Even the way people see themselves would change. Many adults today spend years trying to reconnect with parts of themselves they were taught to ignore. In a world where children are allowed to develop fully from the beginning, that disconnection would be much smaller. People would move through life with a stronger sense of identity and inner stability.

Play would also take on a new meaning. Toys would no longer separate children into roles, but invite them into different experiences. A child could build, care, explore, create, and imagine without limits. Through this, they would develop a wider range of skills and ways of thinking, which would carry into adulthood.
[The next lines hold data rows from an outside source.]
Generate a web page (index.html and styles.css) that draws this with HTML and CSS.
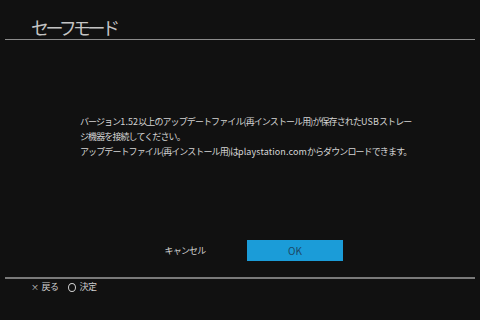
FILE: index.html
```html
<!DOCTYPE html>
<html>
<head>
    <title>セーフモード</title>
    <link rel="stylesheet" href="styles.css">
</head>
<body>
    <div class="screen">
        <div class="header">
            <h1 class="title">セーフモード</h1>
        </div>

        <div class="message">
            <p>バージョン<span class="latin">1.52</span>以上のアップデートファイル(再インストール用)が保存された<span class="latin">USB</span>ストレー<br>ジ機器を接続してください。</p>
            <p>アップデートファイル(再インストール用)は<span class="latin">playstation.com</span>からダウンロードできます。</p>
        </div>

        <div class="buttons">
            <div class="btn">キャンセル</div>
            <div class="btn btn-ok">OK</div>
        </div>

        <div class="footer">
            <span class="hint"><span class="key">×</span>戻る</span>
            <span class="hint"><span class="key key-circle"></span>決定</span>
        </div>
    </div>
</body>
</html>
```

FILE: styles.css
```css
/* Reset */
body, h1, p {
    margin: 0;
    padding: 0;
}

body {
    background-color: #111111;
    font-family: "Noto Sans CJK JP", "Noto Sans", sans-serif;
    color: #d2d2d2;
}

.screen {
    width: 480px;
    height: 320px;
    display: flex;
    flex-direction: column;
    overflow: hidden;
}

/* Titulo */
.header {
    margin: 0 5px;
    padding: 17px 0 2px 26px;
    border-bottom: 1px solid #8c8c8c;
}

.title {
    font-size: 18px;
    font-weight: normal;
    line-height: 20px;
    letter-spacing: -3.6px;
    color: #c4c4c4;
}

/* Mensagem */
.message {
    margin-top: 74px;
    padding-left: 80px;
    font-size: 9px;
    line-height: 15px;
    letter-spacing: -0.9px;
    white-space: nowrap;
    color: #d4d4d4;
}

.latin {
    letter-spacing: 0.1px;
}

/* Botoes */
.buttons {
    margin-top: 81px;
    display: flex;
    justify-content: center;
    gap: 14px;
}

.btn {
    width: 96px;
    height: 21px;
    display: flex;
    align-items: center;
    justify-content: center;
    font-size: 9px;
    letter-spacing: -0.8px;
    color: #d0d0d0;
}

.btn-ok {
    background-color: #1b9cd8;
    color: #1c4866;
    font-size: 10px;
    letter-spacing: 0;
}

/* Rodape */
.footer {
    margin: 16px 5px 0;
    padding: 1px 0 0 26px;
    border-top: 2px solid #7a7a7a;
    display: flex;
    gap: 9px;
    font-size: 9px;
    line-height: 14px;
    letter-spacing: -0.5px;
    color: #cfcfcf;
}

.hint {
    display: flex;
    align-items: center;
}

.key {
    margin-right: 3px;
    font-size: 8px;
}

.key-circle {
    width: 6px;
    height: 7px;
    border: 1px solid #cfcfcf;
    border-radius: 50%;
    margin-right: 4px;
}
```
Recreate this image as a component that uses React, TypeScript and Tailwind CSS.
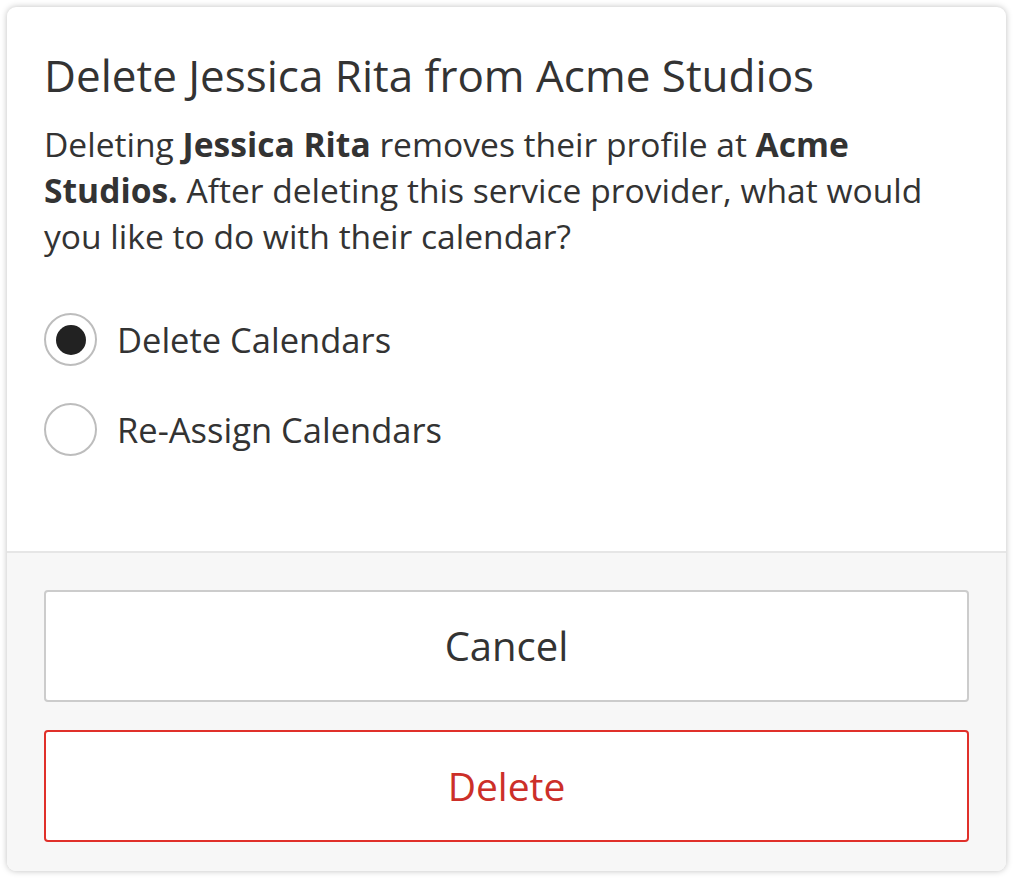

Over time, this would create a society where people are less divided within themselves, and therefore less divided from each other. When someone is not forced to choose between strength and sensitivity, between logic and emotion, they become more complete. And when individuals are more complete, the connections between them become stronger.

This kind of world would not be perfect. There would still be challenges, differences, and disagreements. But those differences would not feel like barriers. They would feel like something that can be understood and worked through.

In the end, the biggest shift would be this: people would not meet each other as opposites trying to figure each other out, but as whole human beings who already understand the language of both strength and feeling, and so much more.

Conclusion

The tension between men and women is often treated as a personal issue, but it is deeply systemic. Patriarchy has shaped both sides, placing them into incomplete roles that limit their ability to understand themselves and each other.

If we move away from raising boys and girls in separate worlds, and instead support them in becoming whole human beings, we begin to break that cycle. Then people will not meet as opposites trying to figure each other out.

They will meet as equals, grounded in both strength and feeling,
action and awareness, power and connection.

And from that place, they will raise a generation that no longer has to heal from what it was never allowed to become.